La structure narrative du roman est donc des plus simples : Dominique Manotti, on le voit, renoue avec un procédé littéraire connu, qui est celui de la mise en abyme ; le récit de Filippo Zuliani reprend dans ses grandes lignes l’intrigue du roman, qui est à son tour mis au carré par le narrateur, induisant une distance critique, une lecture « au second degré » de l’ensemble. Nulle inflexion baroque au demeurant dans ces récits gigognes qui entrelacent petites histoires et grande Histoire, nulle prétention au ludisme postmoderne : ici, le dispositif fait sens, élabore une forme qui est elle-même son propre contenu.
Les larges extraits écrits par Zuliani qui nous sont donnés à lire témoignent d’une écriture ressortissant au « roman policier » : lesté de solides poncifs (braquage, virilité, pègre, etc.), celui-ci suit le schéma classique du genre, dans un récit débarrassé de sa dimension politique au profit d’une simple histoire de gangsters (Zuiliani, de petit délinquant romain dans la vraie vie, devient un caïd dans le roman) ; à la fin, toutes les faces de l’intrigue sont révélées au lecteur, aucune zone d’ombre ne subsiste. L’Évasion, le roman écrit par Zuliani offre donc au lecteur un univers perturbé par la violence, mais fermé sur lui-même : l’équilibre est restauré dans le règlement de comptes final, le monde retrouve son ordre rassurant. Le bovarysme de Filippo fonctionne à merveille, au même titre que l’adhésion aux stéréotypes : le personnage vit par procuration et rejoint à son insu l’Histoire officielle écrite par le pouvoir, dont il est l’imbécile utile (nous y reviendrons).
Au rebours de cet univers romanesque plein, transparent, de cette écriture hyper codifiée qui remplit à la perfection son cahier des charges, le roman de Dominique Manotti, lui, se caractérise par une série de failles, de non-dits, d’interprétations hésitantes, de pistes qui sont autant de chausse-trappes pour le lecteur ; par exemple, le personnage de Carlo Fedeli reste opaque jusqu’au bout : lors d’une réunion d’un groupe d’exilés politiques italiens à Paris, une femme, issue de la formation politique Lotta continua, laisse entendre que, contrairement à ce que son ex-maîtresse affirme, Fedeli nourrissait une fascination ambivalente pour les armes et n’évitait pas les postures machistes. L’Évasion, le roman écrit par Dominique Manotti ne permet ainsi aucune identification ; de même, le flou demeure sur le dénouement : un faisceau d’éléments renforcent la thèse de la conjuration d’état (thèse énoncée dès la fin des années 70 par Gianfranco Sanguinetti, Guy Debord, et plus près de nous, Michel Bounan), mais un léger doute persiste (la piste d’un assassinat venu de l’extrême droite n’est pas écartée). Cette fin déceptive résume ainsi toutes les ambiguïtés du « Mai rampant italien » (magistralement analysé par la revue Temps critiques), elle cristallise de manière romanesque la paranoïa ambiante (la dietrologia, littéralement : la « derrièrologie ») dans laquelle l’Italie a baigné durant cette décennie.

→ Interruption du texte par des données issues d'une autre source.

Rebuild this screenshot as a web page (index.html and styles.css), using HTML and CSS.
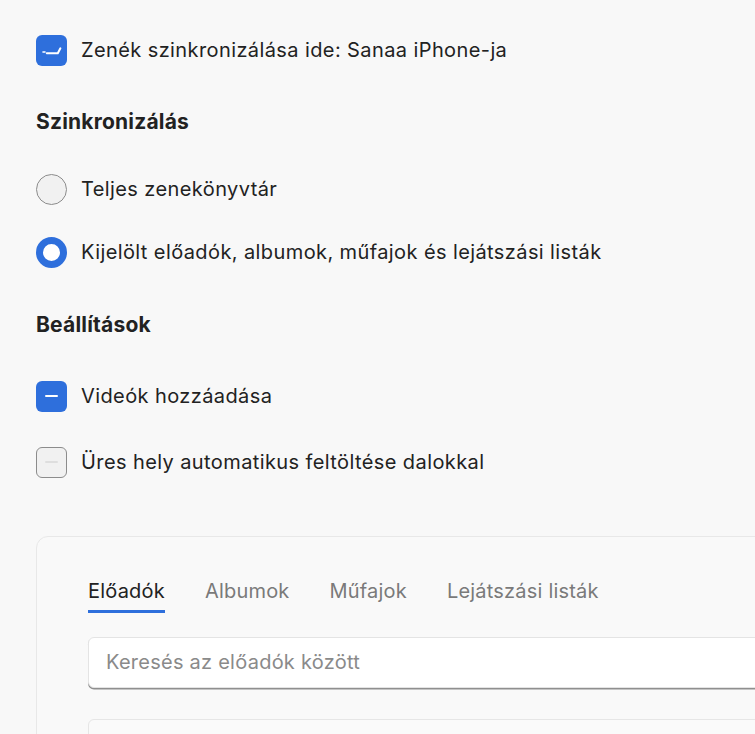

Aussi, Dominique Manotti élabore-t-elle une forme en adéquation avec cette tension sociale et historique: on retrouve tout ce qui caractérise son art, tous les éléments qui font d’elle une voix singulière du « polar » français : écriture à la fois directe et elliptique, faite de subtils glissements énonciatifs, intrigue au cordeau, construction remarquable des personnages, incertitudes sur les motivations des protagonistes, architectonique virtuose. Manotti investit un genre littéraire populaire, mais le met à distance par une série de procédés de « recul » que l’on pourrait qualifier de brechtiens ; comme Jean-Patrick Manchette en son temps, on peut dire qu’elle passe « derrière les lignes ennemies ». Là où le roman de Zuliani fonctionne comme un simple divertissement de masse, le sien tente de dénouer « la grosse boule opaque de mensonges enchevêtrés » ; si le roman écrit par son personnage est « policier », le sien est « noir ».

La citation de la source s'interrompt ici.